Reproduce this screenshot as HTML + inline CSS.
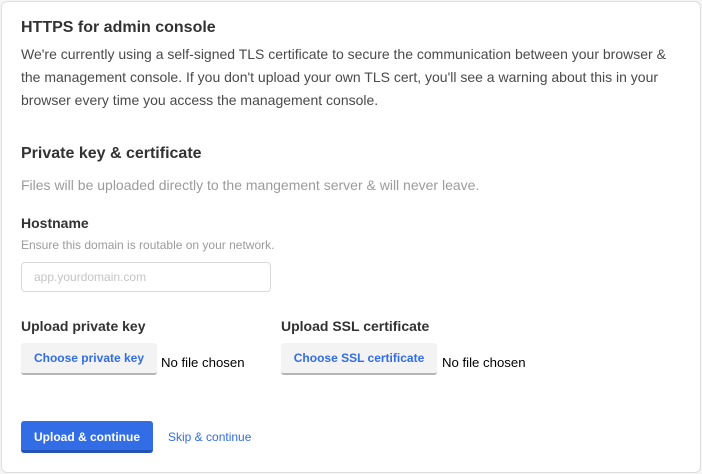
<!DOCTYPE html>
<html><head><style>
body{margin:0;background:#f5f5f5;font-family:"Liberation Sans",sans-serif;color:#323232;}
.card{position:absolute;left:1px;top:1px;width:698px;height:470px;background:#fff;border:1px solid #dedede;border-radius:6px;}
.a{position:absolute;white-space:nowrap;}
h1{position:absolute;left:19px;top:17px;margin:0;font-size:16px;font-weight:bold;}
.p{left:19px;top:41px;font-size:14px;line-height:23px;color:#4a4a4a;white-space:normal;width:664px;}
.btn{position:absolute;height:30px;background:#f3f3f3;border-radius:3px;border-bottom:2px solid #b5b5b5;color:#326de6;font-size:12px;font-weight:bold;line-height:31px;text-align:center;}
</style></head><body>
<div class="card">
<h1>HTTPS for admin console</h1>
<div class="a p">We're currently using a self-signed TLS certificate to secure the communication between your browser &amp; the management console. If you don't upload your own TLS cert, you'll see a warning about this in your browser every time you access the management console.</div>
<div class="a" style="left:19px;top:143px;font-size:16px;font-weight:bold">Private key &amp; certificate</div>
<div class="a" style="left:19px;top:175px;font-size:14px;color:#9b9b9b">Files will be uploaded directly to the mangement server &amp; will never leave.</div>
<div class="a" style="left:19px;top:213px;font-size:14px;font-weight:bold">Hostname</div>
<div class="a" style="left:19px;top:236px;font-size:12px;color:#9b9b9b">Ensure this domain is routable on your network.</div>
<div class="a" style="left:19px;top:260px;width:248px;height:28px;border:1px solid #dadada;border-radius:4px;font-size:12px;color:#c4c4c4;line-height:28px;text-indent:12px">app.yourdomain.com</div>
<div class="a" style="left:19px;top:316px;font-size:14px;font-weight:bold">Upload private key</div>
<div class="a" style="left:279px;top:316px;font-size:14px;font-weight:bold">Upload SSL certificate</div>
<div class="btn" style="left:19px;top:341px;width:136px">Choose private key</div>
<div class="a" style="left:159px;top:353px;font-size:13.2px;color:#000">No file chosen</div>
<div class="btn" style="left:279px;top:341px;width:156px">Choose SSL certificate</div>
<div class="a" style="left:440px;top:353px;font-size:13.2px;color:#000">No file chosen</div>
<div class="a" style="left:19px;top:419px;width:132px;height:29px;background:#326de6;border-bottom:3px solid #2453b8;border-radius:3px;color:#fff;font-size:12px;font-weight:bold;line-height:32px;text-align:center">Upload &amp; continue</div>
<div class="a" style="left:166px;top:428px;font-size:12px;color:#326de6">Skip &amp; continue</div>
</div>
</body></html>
---+---
- STATED TASK
Write the lines above out again exactly, without any of their pictures.

- EXERCISE ANSWER
Reproduce this screenshot as HTML + inline CSS.
<!DOCTYPE html>
<html><head><style>
body{margin:0;background:#f5f5f5;font-family:"Liberation Sans",sans-serif;color:#323232;}
.card{position:absolute;left:1px;top:1px;width:698px;height:470px;background:#fff;border:1px solid #dedede;border-radius:6px;}
.a{position:absolute;white-space:nowrap;}
h1{position:absolute;left:19px;top:17px;margin:0;font-size:16px;font-weight:bold;}
.p{left:19px;top:41px;font-size:14px;line-height:23px;color:#4a4a4a;white-space:normal;width:664px;}
.btn{position:absolute;height:30px;background:#f3f3f3;border-radius:3px;border-bottom:2px solid #b5b5b5;color:#326de6;font-size:12px;font-weight:bold;line-height:31px;text-align:center;}
</style></head><body>
<div class="card">
<h1>HTTPS for admin console</h1>
<div class="a p">We're currently using a self-signed TLS certificate to secure the communication between your browser &amp; the management console. If you don't upload your own TLS cert, you'll see a warning about this in your browser every time you access the management console.</div>
<div class="a" style="left:19px;top:143px;font-size:16px;font-weight:bold">Private key &amp; certificate</div>
<div class="a" style="left:19px;top:175px;font-size:14px;color:#9b9b9b">Files will be uploaded directly to the mangement server &amp; will never leave.</div>
<div class="a" style="left:19px;top:213px;font-size:14px;font-weight:bold">Hostname</div>
<div class="a" style="left:19px;top:236px;font-size:12px;color:#9b9b9b">Ensure this domain is routable on your network.</div>
<div class="a" style="left:19px;top:260px;width:248px;height:28px;border:1px solid #dadada;border-radius:4px;font-size:12px;color:#c4c4c4;line-height:28px;text-indent:12px">app.yourdomain.com</div>
<div class="a" style="left:19px;top:316px;font-size:14px;font-weight:bold">Upload private key</div>
<div class="a" style="left:279px;top:316px;font-size:14px;font-weight:bold">Upload SSL certificate</div>
<div class="btn" style="left:19px;top:341px;width:136px">Choose private key</div>
<div class="a" style="left:159px;top:353px;font-size:13.2px;color:#000">No file chosen</div>
<div class="btn" style="left:279px;top:341px;width:156px">Choose SSL certificate</div>
<div class="a" style="left:440px;top:353px;font-size:13.2px;color:#000">No file chosen</div>
<div class="a" style="left:19px;top:419px;width:132px;height:29px;background:#326de6;border-bottom:3px solid #2453b8;border-radius:3px;color:#fff;font-size:12px;font-weight:bold;line-height:32px;text-align:center">Upload &amp; continue</div>
<div class="a" style="left:166px;top:428px;font-size:12px;color:#326de6">Skip &amp; continue</div>
</div>
</body></html>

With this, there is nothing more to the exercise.